Task requirements
Return all lines that include the string "full".

Data extract
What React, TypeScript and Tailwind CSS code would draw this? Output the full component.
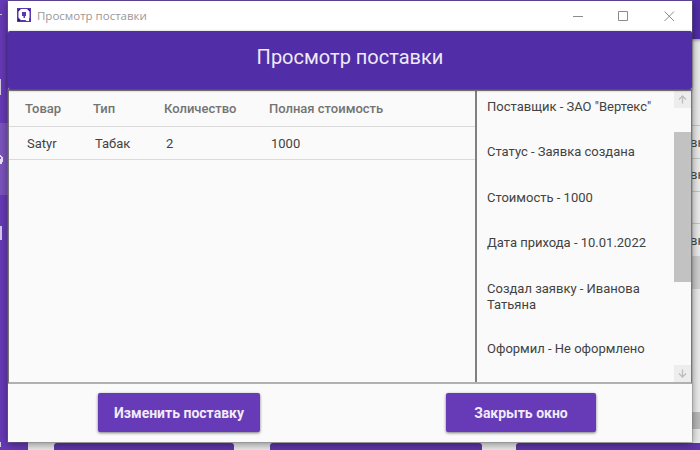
import React from "react";

const columns = [
  { title: "Товар", value: "Satyr", width: "w-[68px]" },
  { title: "Тип", value: "Табак", width: "w-[71px]" },
  { title: "Количество", value: "2", width: "w-[105px]" },
  { title: "Полная стоимость", value: "1000", width: "w-[180px]" },
];

const details = [
  { text: 'Поставщик - ЗАО "Вертекс"', height: "h-[45px]" },
  { text: "Статус - Заявка создана", height: "h-[46px]" },
  { text: "Стоимость - 1000", height: "h-[45px]" },
  { text: "Дата прихода - 10.01.2022", height: "h-[46px]" },
  { text: "Создал заявку - Иванова Татьяна", height: "h-[60px]" },
  { text: "Оформил - Не оформлено", height: "h-[20px]" },
];

function Backdrop() {
  return (
    <div className="flex h-full w-full overflow-hidden bg-[#ececec]">
      <div className="flex w-7 shrink-0 flex-col bg-[#673ab7]">
        <div className="flex h-[123px] flex-col">
          <div className="mt-[14px] h-px w-[2px] bg-[#cfc2e8]" />
          <div className="mt-[64px] h-4 w-px bg-[#d6cbea]" />
        </div>
        <div className="h-[72px] bg-[#7b54be]">
          <svg className="mt-[31px] block" width="4" height="12" viewBox="0 0 4 12">
            <path d="M0 1h1v1h1v1h1v5H2v2H0V5h1V3H0z" fill="#ece6f5" />
          </svg>
        </div>
        <div className="flex flex-1 flex-col">
          <div className="mt-[31px] h-[14px] w-[2px] bg-[#d6cbea]" />
          <div className="mt-auto mb-[3px] h-[5px] w-px bg-[#d6cbea]" />
        </div>
      </div>
      <div className="flex flex-1 flex-col">
        <div className="h-[39px] shrink-0 bg-[#512da8] shadow-[0_1px_3px_#0006]" />
        <div className="flex h-[404px] shrink-0 flex-col items-end pt-[86px] font-[Roboto,sans-serif] text-[13px] leading-5 text-[#444]">
          <div className="h-[33px] w-[16px] shrink-0 border-t border-[#c6c6c6] pt-[7px]">вн</div>
          <div className="h-[33px] w-[16px] shrink-0 border-t border-[#c6c6c6] pt-[6px]">вн</div>
          <div className="h-8 w-[16px] shrink-0 border-t border-[#c6c6c6]" />
          <div className="h-[33px] w-[16px] shrink-0 border-t border-[#c6c6c6] pt-[7px]">вн</div>
          <div className="h-[33px] w-[16px] shrink-0 bg-[#d0d0d0]" />
          <div className="mt-[123px] h-[17px] w-[16px] shrink-0 bg-[#bababa]" />
        </div>
        <div className="flex pl-[26px]">
          <div className="h-3 w-[180px] shrink-0 rounded-t-[3px] bg-[#6036ab]" />
          <div className="ml-9 h-3 w-[212px] shrink-0 rounded-t-[3px] bg-[#6036ab]" />
          <div className="ml-[34px] h-3 w-[190px] shrink-0 rounded-tl-[3px] bg-[#6036ab]" />
        </div>
      </div>
    </div>
  );
}

function TitleBar() {
  return (
    <div className="flex h-[30px] shrink-0 items-center bg-white pl-[9px]">
      <svg className="mb-[2px] shrink-0" width="14" height="14" viewBox="0 0 14 14">
        <rect width="14" height="14" fill="#5e35b1" />
        <path d="M1 2h1V1h1v1H2v1H1zM1 11h1v1h1v1H1zM11 1h1v1h1v1h-1V2h-1z" fill="#271553" />
        <path d="M4 1h6l2.5 2.5v6l-.5 1v2.5h-2.5L8.5 12H4L1.5 9.5v-6z" fill="#fff" />
        <path d="M5 4h4v4H8v2H6.5V8H5z" fill="#5e35b1" />
      </svg>
      <span className="ml-[6px] whitespace-nowrap font-['Open_Sans',sans-serif] text-[11.5px] leading-4 text-[#999]">
        Просмотр поставки
      </span>
      <svg className="mr-[17px] mb-[2px] ml-auto" width="103" height="12" viewBox="0 0 103 12" fill="none" stroke="#8c8c8c">
        <path d="M1 7.5h10" />
        <path d="M46.5 2.5h9v9h-9z" />
        <path d="M92.5 2.5l9.5 9.5M102 2.5L92.5 12" />
      </svg>
    </div>
  );
}

function ScrollArrow({ down = false }: { down?: boolean }) {
  return (
    <div className="flex h-[17px] w-[17px] shrink-0 items-center justify-center bg-[#ededed]">
      <svg
        className={down ? "rotate-180" : ""}
        width="9"
        height="9"
        viewBox="0 0 9 9"
        fill="none"
        stroke="#bdbdbd"
        strokeWidth="1.3"
      >
        <path d="M4.5 8.5V1M1 4.5L4.5 1L8 4.5" />
      </svg>
    </div>
  );
}

function SupplyTable() {
  return (
    <div className="w-[466px] shrink-0 rounded-t-[3px] bg-[#fafafa]">
      <div className="flex h-[36px] items-center border-b border-[#dadada] pl-4 text-[13px] font-medium text-[#737373]">
        {columns.map((c) => (
          <div key={c.title} className={`${c.width} whitespace-nowrap`}>{c.title}</div>
        ))}
      </div>
      <div className="flex h-[33px] items-center border-b border-[#dadada] pt-[2px] pl-[18px] text-[13px]">
        {columns.map((c) => (
          <div key={c.title} className={c.width}>{c.value}</div>
        ))}
      </div>
    </div>
  );
}

function ActionButton({ label, width }: { label: string; width: string }) {
  return (
    <button
      className={`${width} h-[39px] rounded-[2px] bg-[#673ab7] pt-[2px] text-[14px] font-bold whitespace-nowrap text-[#f0ebf8] shadow-[0_1px_3px_#0008]`}
    >
      {label}
    </button>
  );
}

export default function App() {
  return (
    <div className="relative h-[450px] w-[700px] overflow-hidden font-[Roboto,sans-serif] text-[#424242]">
      <Backdrop />
      <div className="absolute top-0 left-[8px] flex h-[442px] w-[684px] flex-col border-t border-[#5c428f] bg-[#fafafa] shadow-[0_0_0_1px_#7775,0_2px_9px_#0007]">
        <TitleBar />
        <div className="z-10 flex h-[58px] shrink-0 items-center justify-center rounded-[2px] bg-[#512da8] pb-[6px] text-[20px] text-[#eeeaf6] shadow-[0_1px_3px_#0009]">
          Просмотр поставки
        </div>
        <div className="flex h-[295px] shrink-0 border-x border-t-2 border-b-2 border-x-[#777] border-t-[#8b8b8b] border-b-[#b0b0b0]">
          <SupplyTable />
          <div className="flex w-[216px] border-l-2 border-[#808080]">
            <div className="flex-1 pt-[8px] pl-[10px] text-[13px] leading-4">
              {details.map((d) => (
                <div key={d.text} className={`${d.height} w-[175px]`}>{d.text}</div>
              ))}
            </div>
            <div className="flex w-[17px] shrink-0 flex-col">
              <ScrollArrow />
              <div className="mt-6 h-[150px] bg-[#c2c2c2]" />
              <div className="mt-auto">
                <ScrollArrow down />
              </div>
            </div>
          </div>
        </div>
        <div className="flex flex-1 pt-[9px] pl-[90px]">
          <ActionButton label="Изменить поставку" width="w-[162px]" />
          <div className="w-[186px]" />
          <ActionButton label="Закрыть окно" width="w-[150px]" />
        </div>
      </div>
    </div>
  );
}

Output below
What React, TypeScript and Tailwind CSS code would draw this? Output the full component.
    <div className="flex h-full w-full overflow-hidden bg-[#ececec]">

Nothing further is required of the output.